In the opening, the master dismounted. The air glittered, amazing the man. He rubbed his eyes. The horse yawned. Their breath took shape and sparkled in clouds before them. Overtaken with a sudden urge to sleep, the horse folded its legs beneath itself and dropped to the soft, cool earth. It stretched out its neck and rested its jaw bone on a mound of grass. The man followed suit, sitting on the ground and leaning back against the prostrate animal. As if cast under a spell, both were soon snoozing.

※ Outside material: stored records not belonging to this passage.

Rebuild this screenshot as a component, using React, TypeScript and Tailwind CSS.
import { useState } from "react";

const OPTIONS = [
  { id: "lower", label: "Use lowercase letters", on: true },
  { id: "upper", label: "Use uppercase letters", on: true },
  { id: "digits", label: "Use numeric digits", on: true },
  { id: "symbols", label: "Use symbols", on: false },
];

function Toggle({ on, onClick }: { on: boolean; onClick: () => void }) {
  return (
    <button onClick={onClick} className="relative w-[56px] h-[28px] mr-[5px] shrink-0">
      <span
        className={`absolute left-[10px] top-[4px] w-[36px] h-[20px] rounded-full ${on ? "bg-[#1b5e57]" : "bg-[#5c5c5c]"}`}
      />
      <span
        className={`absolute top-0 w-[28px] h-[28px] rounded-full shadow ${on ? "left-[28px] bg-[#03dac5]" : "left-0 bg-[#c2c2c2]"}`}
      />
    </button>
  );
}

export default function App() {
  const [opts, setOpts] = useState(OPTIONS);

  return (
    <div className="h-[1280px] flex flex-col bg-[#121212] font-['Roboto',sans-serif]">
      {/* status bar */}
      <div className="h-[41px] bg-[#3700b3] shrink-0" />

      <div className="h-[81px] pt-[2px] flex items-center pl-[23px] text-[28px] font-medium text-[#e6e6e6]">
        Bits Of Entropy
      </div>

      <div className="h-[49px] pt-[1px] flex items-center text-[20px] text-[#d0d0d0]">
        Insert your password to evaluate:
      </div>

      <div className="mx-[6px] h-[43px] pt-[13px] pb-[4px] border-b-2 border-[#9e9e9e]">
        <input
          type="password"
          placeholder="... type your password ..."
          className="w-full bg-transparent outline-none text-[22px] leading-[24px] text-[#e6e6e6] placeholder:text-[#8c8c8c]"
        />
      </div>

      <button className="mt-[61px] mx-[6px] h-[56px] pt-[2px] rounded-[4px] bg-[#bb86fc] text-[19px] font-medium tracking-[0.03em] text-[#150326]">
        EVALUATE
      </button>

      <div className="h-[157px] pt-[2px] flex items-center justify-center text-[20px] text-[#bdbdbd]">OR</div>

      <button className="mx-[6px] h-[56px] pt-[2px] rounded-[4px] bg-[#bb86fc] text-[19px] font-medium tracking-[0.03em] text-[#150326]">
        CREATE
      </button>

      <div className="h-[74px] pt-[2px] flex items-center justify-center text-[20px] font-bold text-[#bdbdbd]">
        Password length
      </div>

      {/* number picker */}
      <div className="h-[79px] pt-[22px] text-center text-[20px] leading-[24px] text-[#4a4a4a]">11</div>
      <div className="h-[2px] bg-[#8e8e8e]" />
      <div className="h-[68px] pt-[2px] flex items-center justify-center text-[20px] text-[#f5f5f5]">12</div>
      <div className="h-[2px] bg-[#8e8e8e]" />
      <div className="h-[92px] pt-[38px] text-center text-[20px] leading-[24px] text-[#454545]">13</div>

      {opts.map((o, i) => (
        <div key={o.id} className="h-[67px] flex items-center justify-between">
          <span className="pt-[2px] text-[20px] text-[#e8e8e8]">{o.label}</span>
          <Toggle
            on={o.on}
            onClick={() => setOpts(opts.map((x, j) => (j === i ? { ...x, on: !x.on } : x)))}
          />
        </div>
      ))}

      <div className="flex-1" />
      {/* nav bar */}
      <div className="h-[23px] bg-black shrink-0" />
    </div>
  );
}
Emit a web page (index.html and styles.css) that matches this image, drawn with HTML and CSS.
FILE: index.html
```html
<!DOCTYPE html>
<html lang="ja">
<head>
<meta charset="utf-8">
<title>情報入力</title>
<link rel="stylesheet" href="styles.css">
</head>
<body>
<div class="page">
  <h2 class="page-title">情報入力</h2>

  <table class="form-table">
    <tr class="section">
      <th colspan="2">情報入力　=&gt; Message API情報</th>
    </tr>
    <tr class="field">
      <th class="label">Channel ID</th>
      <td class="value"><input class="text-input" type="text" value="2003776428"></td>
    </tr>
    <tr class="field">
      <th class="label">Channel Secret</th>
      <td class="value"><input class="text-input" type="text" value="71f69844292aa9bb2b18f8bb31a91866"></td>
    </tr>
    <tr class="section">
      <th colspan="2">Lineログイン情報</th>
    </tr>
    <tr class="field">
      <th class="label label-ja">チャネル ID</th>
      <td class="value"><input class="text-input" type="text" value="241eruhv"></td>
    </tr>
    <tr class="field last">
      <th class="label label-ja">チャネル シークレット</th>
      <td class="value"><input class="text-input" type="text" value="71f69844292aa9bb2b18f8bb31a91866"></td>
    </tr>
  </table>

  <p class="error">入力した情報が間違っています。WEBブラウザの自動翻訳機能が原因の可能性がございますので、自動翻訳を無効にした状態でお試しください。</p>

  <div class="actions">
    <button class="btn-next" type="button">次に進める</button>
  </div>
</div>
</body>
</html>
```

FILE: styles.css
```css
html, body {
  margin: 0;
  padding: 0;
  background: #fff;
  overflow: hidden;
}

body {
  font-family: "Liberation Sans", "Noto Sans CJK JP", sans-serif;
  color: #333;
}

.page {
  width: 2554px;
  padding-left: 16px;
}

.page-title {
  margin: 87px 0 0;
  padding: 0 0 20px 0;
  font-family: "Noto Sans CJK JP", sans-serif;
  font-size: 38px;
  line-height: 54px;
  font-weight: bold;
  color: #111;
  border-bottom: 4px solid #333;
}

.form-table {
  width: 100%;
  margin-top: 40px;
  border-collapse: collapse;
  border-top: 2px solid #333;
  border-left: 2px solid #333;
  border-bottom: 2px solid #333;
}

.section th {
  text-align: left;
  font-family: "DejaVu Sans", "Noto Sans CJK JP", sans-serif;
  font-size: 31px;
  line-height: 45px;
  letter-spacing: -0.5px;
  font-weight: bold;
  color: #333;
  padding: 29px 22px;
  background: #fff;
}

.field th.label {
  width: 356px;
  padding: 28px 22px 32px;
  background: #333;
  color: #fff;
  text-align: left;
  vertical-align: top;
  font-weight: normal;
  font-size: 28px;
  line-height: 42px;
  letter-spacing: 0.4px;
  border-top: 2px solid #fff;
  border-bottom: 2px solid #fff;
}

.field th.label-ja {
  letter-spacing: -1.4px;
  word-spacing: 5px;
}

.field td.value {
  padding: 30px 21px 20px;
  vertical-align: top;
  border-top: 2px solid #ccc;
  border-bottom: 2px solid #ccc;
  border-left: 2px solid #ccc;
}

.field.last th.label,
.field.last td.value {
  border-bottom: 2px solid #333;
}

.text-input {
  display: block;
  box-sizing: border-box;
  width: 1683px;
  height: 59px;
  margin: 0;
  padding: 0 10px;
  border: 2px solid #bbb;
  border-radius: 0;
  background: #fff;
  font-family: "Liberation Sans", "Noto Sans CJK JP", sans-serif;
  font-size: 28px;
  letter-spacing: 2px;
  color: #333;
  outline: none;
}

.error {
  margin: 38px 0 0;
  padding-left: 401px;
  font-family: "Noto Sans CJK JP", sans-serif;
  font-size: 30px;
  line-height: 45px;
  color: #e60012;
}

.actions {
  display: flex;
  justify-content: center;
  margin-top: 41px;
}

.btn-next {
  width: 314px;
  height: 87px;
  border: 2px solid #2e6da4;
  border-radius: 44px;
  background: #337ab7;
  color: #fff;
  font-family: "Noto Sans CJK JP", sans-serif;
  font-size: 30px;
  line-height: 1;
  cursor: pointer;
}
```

Out of fallen hollowed logs and half-standing snags at the edge of the opening, or descending by spider-silk from leafy bowers in the treetops, a troupe of ragtag phantoms and sprites appeared. A shade stood by the head of the horse and a shadow by the head of the man, each casting dream dust when the sleepers’ eyelids fluttered. The others poured over the prone bodies, emptying the man’s pockets of two gold coins and gleaning half-chewed corn from between the horse’s teeth. Six tiny hands grabbed a loose thread in the man’s woven vest and pulled, unwinding the wool. A team of specters wound the thread into skeins and whisked the rolls away. When their work was done, an apparition looking like a fairy waved a wand above the sleeping pair. The magical troupe disappeared in a flash.

The sun was falling fast toward the horizon, and shadows were growing long. The gentleman was confounded that he had slept. What earlier seemed an enchanted space, now grew chilled. He leaped to his feet as the horse surged up from the ground. Wasting no time, he hoisted his toe into the stirrup and pulled himself up into the saddle.  Reins in hand, he spun the horse on its heels and spurred the steed. Shaking off its supernatural drowsiness, the animal plunged through the woodlands, racing for its barn.

Feeling cold, the horseman glanced down and spied his  vest was missing. Only a wisp or two of the distinctive yarns remained, caught in his belt buckle. As the dusk deepened, there was no time to sound the depths of his confusion. He bent at the waist, tucked himself as close to the body and neck of the horse as he could, and rode for the manor as if ghosts were chasing him.